Ces foyers THR ont vu leurs revenus augmenter beaucoup plus vite que le reste de la population : entre 2003 et 2022, les revenus des foyers THR ont augmenté de 119 %, contre 46 % pour le reste de la population.
Deuxième catégorie : les foyers THP (très haut patrimoine), ceux qui possèdent un patrimoine immobilier supérieur à 2,7 millions d’euros. Le patrimoine immobilier moyen de ces foyers s’établit à 4,8 millions d’euros (contre 250 000 euros en moyenne nationale).
Enfin, 6 900 foyers – soit 0,022 % du nombre total de foyers fiscaux – entrent dans les deux catégories à la fois (THR et THP).
En tout, il y a donc 74 500 foyers qui entrent dans l’une ou l’autre catégorie, ou les deux à la fois, et « peuvent être qualifiés de très aisés ».
Faible part des salaires
L’étude montre que les ménages « THR » sont assez concentrés en Île-de-France (la moitié d’entre eux y habite, contre 18 % des autres ménages) et que plus de la moitié d’entre eux a plus de 60 ans.

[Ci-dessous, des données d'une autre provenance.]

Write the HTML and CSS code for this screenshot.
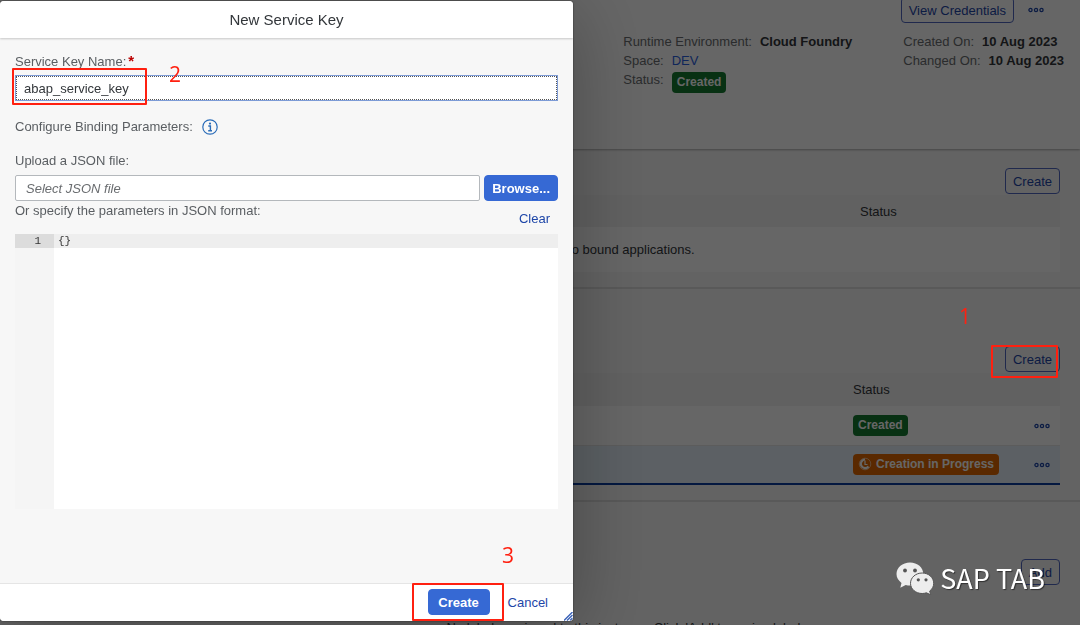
FILE: index.html
```html
<!DOCTYPE html>
<html lang="en">
<head>
  <meta charset="UTF-8" />
  <meta name="viewport" content="width=device-width, initial-scale=1.0"/>
  <title>New Service Key</title>
  <link rel="stylesheet" href="styles.css">
</head>
<body>

  <!-- Instance page -->
  <main class="page">
    <header class="page-header">
      <div class="page-actions">
        <button class="btn">View Credentials</button>
        <button class="more" aria-label="More actions">
          <svg width="16" height="6" viewBox="0 0 16 6"><circle cx="2.5" cy="3" r="1.6"/><circle cx="8" cy="3" r="1.6"/><circle cx="13.5" cy="3" r="1.6"/></svg>
        </button>
      </div>
      <div class="facts">
        <div class="fact-list fact-list-main">
          <div class="fact"><span>Runtime Environment:</span><strong>Cloud Foundry</strong></div>
          <div class="fact"><span>Space:</span><a href="#">DEV</a></div>
          <div class="fact"><span>Status:</span><span class="badge badge-ok">Created</span></div>
        </div>
        <div class="fact-list">
          <div class="fact"><span>Created On:</span><strong>10 Aug 2023</strong></div>
          <div class="fact"><span>Changed On:</span><strong>10 Aug 2023</strong></div>
        </div>
      </div>
    </header>

    <section class="section">
      <div class="toolbar"><button class="btn">Create</button></div>
      <table class="table table-apps">
        <thead>
          <tr><th></th><th class="col-status">Status</th></tr>
        </thead>
        <tbody>
          <tr><td colspan="2" class="empty">No bound applications.</td></tr>
        </tbody>
      </table>
    </section>

    <section class="section">
      <div class="toolbar"><button class="btn">Create</button></div>
      <table class="table table-keys">
        <thead>
          <tr><th></th><th class="col-status">Status</th><th class="col-more"></th></tr>
        </thead>
        <tbody>
          <tr>
            <td></td>
            <td><span class="badge badge-ok">Created</span></td>
            <td>
              <button class="more" aria-label="More actions">
                <svg width="16" height="6" viewBox="0 0 16 6"><circle cx="2.5" cy="3" r="1.6"/><circle cx="8" cy="3" r="1.6"/><circle cx="13.5" cy="3" r="1.6"/></svg>
              </button>
            </td>
          </tr>
          <tr class="selected">
            <td></td>
            <td>
              <span class="badge badge-busy">
                <svg width="14" height="14" viewBox="0 0 14 14"><circle cx="7" cy="7" r="5.8" fill="none" stroke="#fff" stroke-opacity=".5"/><path d="M7 2.500A4.300 4.300 0 1 0 10.500 9.500" fill="none" stroke="#fff" stroke-width="2.200"/><path d="M7 3.500V7.500H9.500" fill="none" stroke="#fff" stroke-width="1.200"/></svg>
                Creation in Progress
              </span>
            </td>
            <td>
              <button class="more" aria-label="More actions">
                <svg width="16" height="6" viewBox="0 0 16 6"><circle cx="2.5" cy="3" r="1.6"/><circle cx="8" cy="3" r="1.6"/><circle cx="13.5" cy="3" r="1.6"/></svg>
              </button>
            </td>
          </tr>
        </tbody>
      </table>
    </section>

    <section class="section section-labels">
      <div class="toolbar"><button class="btn">Add</button></div>
      <p class="empty">No labels assigned to this instance. Click 'Add' to assign labels.</p>
    </section>
  </main>

  <div class="overlay"></div>

  <!-- Dialog -->
  <form class="dialog" role="dialog" aria-labelledby="dialog-title">
    <h1 class="dialog-title" id="dialog-title">New Service Key</h1>

    <div class="dialog-body">
      <label for="key-name">Service Key Name:<span class="required">*</span></label>
      <div class="focus-box">
        <input class="input" id="key-name" type="text" value="abap_service_key">
      </div>

      <div class="binding">
        <span>Configure Binding Parameters:</span>
        <svg width="16" height="16" viewBox="0 0 16 16"><circle cx="8" cy="8" r="7.2" fill="none" stroke="#2a6cb8" stroke-width="1.2"/><circle cx="8" cy="4.6" r="1.1" fill="#2a6cb8"/><path d="M6.3 7H8.4V11.5M6.2 11.7H10" fill="none" stroke="#2a6cb8" stroke-width="1.4"/></svg>
      </div>

      <label for="json-file">Upload a JSON file:</label>
      <div class="upload">
        <input class="input" id="json-file" type="text" placeholder="Select JSON file">
        <button type="button" class="btn btn-primary">Browse...</button>
      </div>

      <div class="params">
        <label for="json-text">Or specify the parameters in JSON format:</label>
        <button type="button" class="btn btn-text">Clear</button>
      </div>
      <div class="editor">
        <div class="gutter"><span>1</span></div>
        <textarea id="json-text" spellcheck="false">{}</textarea>
      </div>
    </div>

    <footer class="dialog-footer">
      <button type="button" class="btn btn-primary">Create</button>
      <button type="button" class="btn btn-text">Cancel</button>
    </footer>
    <svg class="resize" width="9" height="9" viewBox="0 0 9 9"><path d="M0 8.5L8.5 0M3 8.5L8.5 3M6 8.5L8.5 6" stroke="#3a62b8" stroke-width="1.4"/></svg>
  </form>

  <!-- Step marks -->
  <div class="mark mark-name"></div>
  <div class="mark mark-create"></div>
  <div class="mark mark-submit"></div>
  <span class="step step-1">1</span>
  <span class="step step-2">2</span>
  <span class="step step-3">3</span>

  <!-- Watermark -->
  <div class="watermark">
    <svg width="38" height="33" viewBox="0 0 38 33">
      <path d="M14 0.5C6.500 0.500 0.500 5.500 0.500 12C0.500 15.700 2.500 18.700 5.500 20.900L4.300 25.700L9.700 22.900C11.200 23.300 12.600 23.500 14 23.500C21.500 23.500 27.300 18.500 27.300 12S21.500 0.500 14 0.500Z" fill="#ededed"/>
      <path d="M26.200 11C19.700 11 14.500 15.500 14.500 21.300S19.700 31.500 26.200 31.500C27.700 31.500 29.100 31.200 30.400 30.800L34.700 32.800L33.700 29C36.200 27.200 37.700 24.500 37.700 21.300C37.700 15.500 32.600 11 26.200 11Z" fill="#ededed" stroke="#555" stroke-width="1"/>
      <g fill="#555"><circle cx="9" cy="8.500" r="1.900"/><circle cx="19" cy="8.500" r="1.900"/><circle cx="22.300" cy="17.800" r="1.600"/><circle cx="30" cy="17.800" r="1.600"/></g>
    </svg>
    <span>SAP TAB</span>
  </div>

</body>
</html>
```

FILE: styles.css
```css
* {
  margin: 0;
  padding: 0;
  box-sizing: border-box;
}

body {
  font-family: "Liberation Sans", Arial, sans-serif;
  font-size: 13px;
  line-height: 19px;
  color: #32363a;
  background: #f7f7f7;
  height: 100vh;
  overflow: hidden;
}

a {
  color: #2a5fe0;
  text-decoration: none;
}

/* Buttons */
.btn {
  height: 26px;
  padding: 0 7px;
  border: 1px solid #5068c0;
  border-radius: 4px;
  background: transparent;
  color: #1e46a8;
  font: inherit;
  white-space: nowrap;
}

.btn-primary {
  background: #3669d4;
  border-color: #3669d4;
  color: #fff;
  font-weight: bold;
}

.btn-text {
  border-color: transparent;
}

.more {
  display: inline-flex;
  align-items: center;
  border: none;
  background: none;
  vertical-align: middle;
}

.more circle {
  fill: none;
  stroke: #1e46a8;
  stroke-width: 1.3;
}

.badge {
  display: inline-flex;
  align-items: center;
  height: 21px;
  padding: 0 5px;
  border-radius: 4px;
  color: #fff;
  font-size: 12px;
  font-weight: bold;
  white-space: nowrap;
  vertical-align: middle;
}

.badge-ok {
  background: #147a30;
}

.badge-busy {
  gap: 4px;
  background: #e06800;
}

/* Instance page */
.page-header {
  height: 152px;
  padding-right: 16px;
  background: #fff;
  box-shadow: 0 1px 2px rgba(0, 0, 0, 0.3);
}

.page-actions {
  display: flex;
  justify-content: flex-end;
  gap: 14px;
  height: 31px;
  margin-top: -3px;
  padding-right: 20px;
}

.page-actions .more {
  height: 26px;
}

.facts {
  display: flex;
  justify-content: flex-end;
  gap: 48px;
  padding-top: 4px;
}

.fact-list-main {
  min-width: 232px;
}

.fact {
  display: flex;
  gap: 8px;
  color: #6a6d70;
}

.fact strong {
  color: #32363a;
}

.fact .badge {
  margin-top: 2px;
}

.section {
  padding: 19px 20px 15px 197px;
  border-bottom: 2px solid #dedede;
}

.section + .section {
  padding-top: 57px;
}

.section-labels {
  border: none;
}

.toolbar {
  display: flex;
  justify-content: flex-end;
  height: 27px;
}

.table {
  width: 100%;
  border-collapse: collapse;
  table-layout: fixed;
  background: #fff;
}

.table th {
  height: 32px;
  background: #f2f2f2;
  font-weight: normal;
  text-align: left;
}

.table td {
  height: 39px;
  vertical-align: middle;
}

.table-keys th {
  height: 33px;
}

.table-apps td {
  height: 45px;
}

.table-apps .col-status {
  width: 200px;
}

.table-keys .col-status {
  width: 181px;
}

.table-keys .col-more {
  width: 26px;
}

.table-keys tr + tr td {
  border-top: 1px solid #e5e5e5;
}

.table .selected td {
  background: #e5f0fa;
  border-bottom: 2px solid #0a3ca0;
}

.empty {
  text-align: center;
}

.section-labels .empty {
  padding-top: 32px;
}

.overlay {
  position: fixed;
  inset: 0;
  background: rgba(0, 0, 0, 0.6);
}

/* Dialog */
.dialog {
  position: fixed;
  top: 1px;
  bottom: 4px;
  left: 0;
  width: 100%;
  max-width: 573px;
  display: flex;
  flex-direction: column;
  border-radius: 4px;
  background: #f7f7f7;
  box-shadow: 0 0 2px rgba(0, 0, 0, 0.6), 0 10px 80px rgba(0, 0, 0, 0.3);
  overflow: hidden;
}

.dialog-title {
  height: 37px;
  background: #fff;
  box-shadow: 0 1px 2px rgba(0, 0, 0, 0.2);
  font-size: 15px;
  font-weight: normal;
  line-height: 37px;
  text-align: center;
}

.dialog-body {
  flex: 1;
  padding: 14px 15px 0;
  color: #5a5e62;
}

.dialog-body label {
  display: block;
}

.required {
  margin-left: 2px;
  color: #bb0000;
  font-size: 15px;
  font-weight: bold;
  line-height: 15px;
}

.input {
  width: 100%;
  height: 26px;
  padding: 0 10px;
  border: 1px solid #b4b8bc;
  border-radius: 2px;
  background: #fff;
  color: #32363a;
  font: inherit;
}

.input::placeholder {
  color: #6a6d70;
  font-style: italic;
}

.focus-box {
  margin: 4px 0 16px;
  height: 26px;
  border: 1px solid #7d9bd6;
}

.focus-box .input {
  display: block;
  height: 24px;
  padding: 0 7px;
  border: 1px dotted #555;
  border-radius: 0;
  outline: none;
}

.binding {
  display: flex;
  align-items: center;
  gap: 9px;
  margin-bottom: 15px;
}

.upload {
  display: flex;
  gap: 4px;
  margin-top: 5px;
}

.upload .input {
  flex: 1;
}

.params {
  display: flex;
  justify-content: space-between;
  height: 33px;
}

.params .btn {
  margin-top: 4px;
}

.editor {
  display: flex;
  height: 275px;
  background: #fff;
  font-family: "Liberation Mono", monospace;
  font-size: 11px;
  line-height: 14px;
}

.gutter {
  width: 39px;
  background: #f5f5f5;
  color: #333;
}

.gutter span {
  display: block;
  padding-right: 13px;
  background: #dcdcdc;
  text-align: right;
}

.editor textarea {
  flex: 1;
  padding: 0 4px;
  border: none;
  background: linear-gradient(#eee, #eee) 0 0 / 100% 14px no-repeat;
  color: #333;
  font: inherit;
  resize: none;
}

.dialog-footer {
  display: flex;
  justify-content: flex-end;
  gap: 10px;
  height: 38px;
  padding: 5px 17px;
  border-top: 1px solid #e5e5e5;
  background: #fff;
}

.dialog-footer .btn-primary {
  width: 62px;
}

.resize {
  position: absolute;
  right: 0;
  bottom: 0;
}

/* Step marks */
.mark {
  position: fixed;
  border: 2px solid #ff2010;
  border-radius: 1px;
}

.mark-name {
  top: 68px;
  left: 12px;
  width: 135px;
  height: 37px;
}

.mark-create {
  top: 345px;
  right: 22px;
  width: 67px;
  height: 33px;
}

.mark-submit {
  top: 583px;
  left: 412px;
  width: 92px;
  height: 38px;
}

.step {
  position: fixed;
  color: #ff2010;
  font-family: "Open Sans", sans-serif;
  font-size: 21px;
  line-height: 24px;
}

.step-1 {
  top: 304px;
  left: 959px;
}

.step-2 {
  top: 62px;
  left: 169px;
}

.step-3 {
  top: 543px;
  left: 502px;
}

.watermark {
  position: fixed;
  right: 35px;
  bottom: 30px;
  display: flex;
  align-items: center;
  gap: 6px;
  color: #fff;
  font-family: "Noto Sans CJK SC", sans-serif;
  font-size: 27px;
  line-height: 34px;
  text-shadow: 1px 1px 1px rgba(0, 0, 0, 0.5);
}
```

Leurs revenus sont beaucoup plus diversifiés que ceux des autres ménages. En France, dans la population générale, les revenus sont composés à 63 % de traitements et salaires. Chez les « très aisés », ce chiffre tombe à 33 % : autrement dit, un tiers seulement de leurs revenus viennent de leur salaire, et 43 % du produit de leurs capitaux mobiliers (placements financiers). Seulement un tiers de 74 500 foyers très aisés déclarent d’ailleurs percevoir des salaires. Parmi eux, 40 % travaillent dans le secteur bancaire ou au siège social d’une société. 17 000 foyers relèvent des professions indépendantes, dont une grosse moitié au régime des BNC (bénéfices non commerciaux). Ces derniers sont répartis entre médecins, dentistes, juristes et comptables.
Revenus « volatils »
L’étude établit enfin que les revenus des THR ont certes évolué, globalement, plus vite que ceux des autres foyers, mais qu’ils sont aussi « plus volatils », c’est-à-dire davantage soumis à des aléas tels que la conjoncture économique ou les évolutions législatives.

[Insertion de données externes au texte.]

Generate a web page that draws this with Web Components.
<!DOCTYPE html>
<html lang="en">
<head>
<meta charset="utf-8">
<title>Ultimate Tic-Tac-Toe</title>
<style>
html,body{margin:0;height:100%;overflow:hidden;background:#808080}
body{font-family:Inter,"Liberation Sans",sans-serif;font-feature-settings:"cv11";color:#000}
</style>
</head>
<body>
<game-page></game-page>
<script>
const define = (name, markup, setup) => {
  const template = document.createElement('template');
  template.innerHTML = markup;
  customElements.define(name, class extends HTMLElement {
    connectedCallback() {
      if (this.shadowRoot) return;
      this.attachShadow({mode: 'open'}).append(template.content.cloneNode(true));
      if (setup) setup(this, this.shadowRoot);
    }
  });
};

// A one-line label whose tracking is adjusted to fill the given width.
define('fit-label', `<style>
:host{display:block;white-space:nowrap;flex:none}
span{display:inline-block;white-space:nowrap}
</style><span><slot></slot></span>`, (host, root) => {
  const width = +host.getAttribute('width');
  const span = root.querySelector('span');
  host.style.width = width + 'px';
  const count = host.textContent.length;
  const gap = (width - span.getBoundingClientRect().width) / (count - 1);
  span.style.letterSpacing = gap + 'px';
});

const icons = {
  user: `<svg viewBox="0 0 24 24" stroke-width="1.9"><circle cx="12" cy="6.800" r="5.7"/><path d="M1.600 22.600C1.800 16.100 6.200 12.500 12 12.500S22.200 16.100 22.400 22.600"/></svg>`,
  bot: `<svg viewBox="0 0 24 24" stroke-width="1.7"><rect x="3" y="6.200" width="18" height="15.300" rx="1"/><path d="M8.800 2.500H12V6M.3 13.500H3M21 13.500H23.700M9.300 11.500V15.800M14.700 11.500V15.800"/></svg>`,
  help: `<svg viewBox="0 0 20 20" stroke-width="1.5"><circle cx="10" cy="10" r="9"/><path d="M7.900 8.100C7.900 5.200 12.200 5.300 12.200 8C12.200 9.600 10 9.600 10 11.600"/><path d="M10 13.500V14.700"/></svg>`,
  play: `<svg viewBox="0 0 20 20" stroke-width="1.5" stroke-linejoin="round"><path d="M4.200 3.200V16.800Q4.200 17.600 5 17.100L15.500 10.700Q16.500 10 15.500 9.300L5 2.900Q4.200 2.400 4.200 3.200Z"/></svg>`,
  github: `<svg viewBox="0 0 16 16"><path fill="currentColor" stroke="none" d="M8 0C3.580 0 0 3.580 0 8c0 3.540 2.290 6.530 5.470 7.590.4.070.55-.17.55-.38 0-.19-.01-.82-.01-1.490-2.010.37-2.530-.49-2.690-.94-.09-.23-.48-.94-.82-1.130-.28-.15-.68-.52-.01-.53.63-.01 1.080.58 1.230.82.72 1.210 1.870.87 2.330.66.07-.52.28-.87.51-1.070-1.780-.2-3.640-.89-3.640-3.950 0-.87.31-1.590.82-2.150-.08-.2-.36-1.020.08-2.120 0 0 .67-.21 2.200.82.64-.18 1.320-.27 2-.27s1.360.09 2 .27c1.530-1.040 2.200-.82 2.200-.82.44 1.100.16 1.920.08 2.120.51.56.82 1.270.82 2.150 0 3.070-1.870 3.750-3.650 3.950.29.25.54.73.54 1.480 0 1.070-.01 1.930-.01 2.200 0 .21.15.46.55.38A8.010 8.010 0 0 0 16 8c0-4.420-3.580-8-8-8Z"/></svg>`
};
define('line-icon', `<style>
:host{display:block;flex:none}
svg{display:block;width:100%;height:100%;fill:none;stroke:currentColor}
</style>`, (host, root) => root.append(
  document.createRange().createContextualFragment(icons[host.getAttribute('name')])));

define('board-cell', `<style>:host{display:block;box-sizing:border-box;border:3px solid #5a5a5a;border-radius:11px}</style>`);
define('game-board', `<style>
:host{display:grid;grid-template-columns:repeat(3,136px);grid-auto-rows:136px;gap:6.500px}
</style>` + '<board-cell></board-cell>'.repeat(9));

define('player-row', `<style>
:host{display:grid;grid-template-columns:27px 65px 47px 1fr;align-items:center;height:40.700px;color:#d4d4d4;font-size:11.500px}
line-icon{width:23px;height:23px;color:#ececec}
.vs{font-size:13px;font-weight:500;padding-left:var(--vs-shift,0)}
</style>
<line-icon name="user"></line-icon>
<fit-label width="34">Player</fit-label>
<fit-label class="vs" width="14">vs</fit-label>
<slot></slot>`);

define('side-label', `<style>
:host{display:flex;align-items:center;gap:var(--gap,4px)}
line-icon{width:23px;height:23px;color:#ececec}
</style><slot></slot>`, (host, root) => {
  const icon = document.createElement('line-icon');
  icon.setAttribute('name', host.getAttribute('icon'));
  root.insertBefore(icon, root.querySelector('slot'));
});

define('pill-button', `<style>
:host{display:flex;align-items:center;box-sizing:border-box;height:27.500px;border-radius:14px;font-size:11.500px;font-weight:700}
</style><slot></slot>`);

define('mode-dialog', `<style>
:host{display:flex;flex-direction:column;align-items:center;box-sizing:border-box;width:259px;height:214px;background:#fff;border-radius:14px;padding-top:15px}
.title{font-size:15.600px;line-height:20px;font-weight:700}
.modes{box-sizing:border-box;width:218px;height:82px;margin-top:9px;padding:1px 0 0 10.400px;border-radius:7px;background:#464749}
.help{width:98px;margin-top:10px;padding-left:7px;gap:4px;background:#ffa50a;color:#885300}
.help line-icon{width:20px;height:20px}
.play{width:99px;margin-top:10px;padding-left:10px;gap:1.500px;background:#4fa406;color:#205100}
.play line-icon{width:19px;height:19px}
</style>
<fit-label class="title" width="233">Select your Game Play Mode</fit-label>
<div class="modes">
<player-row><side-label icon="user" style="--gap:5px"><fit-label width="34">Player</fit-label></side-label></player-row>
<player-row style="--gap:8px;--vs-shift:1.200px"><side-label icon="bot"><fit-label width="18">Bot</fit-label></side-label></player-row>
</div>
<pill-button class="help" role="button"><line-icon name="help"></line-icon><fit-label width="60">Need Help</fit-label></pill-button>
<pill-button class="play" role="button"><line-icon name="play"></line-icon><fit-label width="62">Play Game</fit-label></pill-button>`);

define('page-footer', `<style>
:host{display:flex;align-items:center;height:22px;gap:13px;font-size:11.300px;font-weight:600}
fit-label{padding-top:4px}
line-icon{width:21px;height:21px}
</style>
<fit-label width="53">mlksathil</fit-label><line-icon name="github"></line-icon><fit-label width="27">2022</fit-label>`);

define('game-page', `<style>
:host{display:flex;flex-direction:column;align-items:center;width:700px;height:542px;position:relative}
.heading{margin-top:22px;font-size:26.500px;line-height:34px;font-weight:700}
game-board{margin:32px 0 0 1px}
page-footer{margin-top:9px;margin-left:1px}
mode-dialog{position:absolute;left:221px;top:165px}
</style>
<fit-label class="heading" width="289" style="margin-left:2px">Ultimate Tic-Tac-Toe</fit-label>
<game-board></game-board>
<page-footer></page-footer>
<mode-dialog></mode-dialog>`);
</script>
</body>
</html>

Il apparaît clairement dans cette étude que plus on est riche, plus on s’enrichit vite : sans même parler de comparaison avec les foyers modestes, « les écarts se creusent même entre foyers aisés ». Ainsi, si l’on considère le groupe des 1 % les plus aisés, leurs revenus n’ont progressé « que » de 79 % en vingt ans, contre 119 %, on l’a dit, pour les 0,1 % les plus riches.
En revanche, les revenus des foyers THP sont soumis à bien plus de variabilité que les autres, à la hausse comme à la baisse – ce qui est parfaitement logique : les personnes ne vivant que de leur salaire ont en général un revenu stable, alors que des personnes dont le revenu est indexé, par exemple, sur des produits financiers, verra ses revenus fluctuer en fonction des aléas de la vie économique. La crise des subprimes de 2008, par exemple, a conduit à une baisse de revenus de 8,5 % des THR, illustre la DGFiP, alors que la même année les revenus des autres ménages ont augmenté de 1,2 %. À l’inverse, la réforme fiscale de 2018, qui a vu l’instauration du PFU (prélèvement forfaitaire unique pour les revenus du capital), a conduit à une hausse de 27,8 % des revenus des THR en un an, tandis que ceux de l’ensemble des ménages n’augmentaient que de 3 %.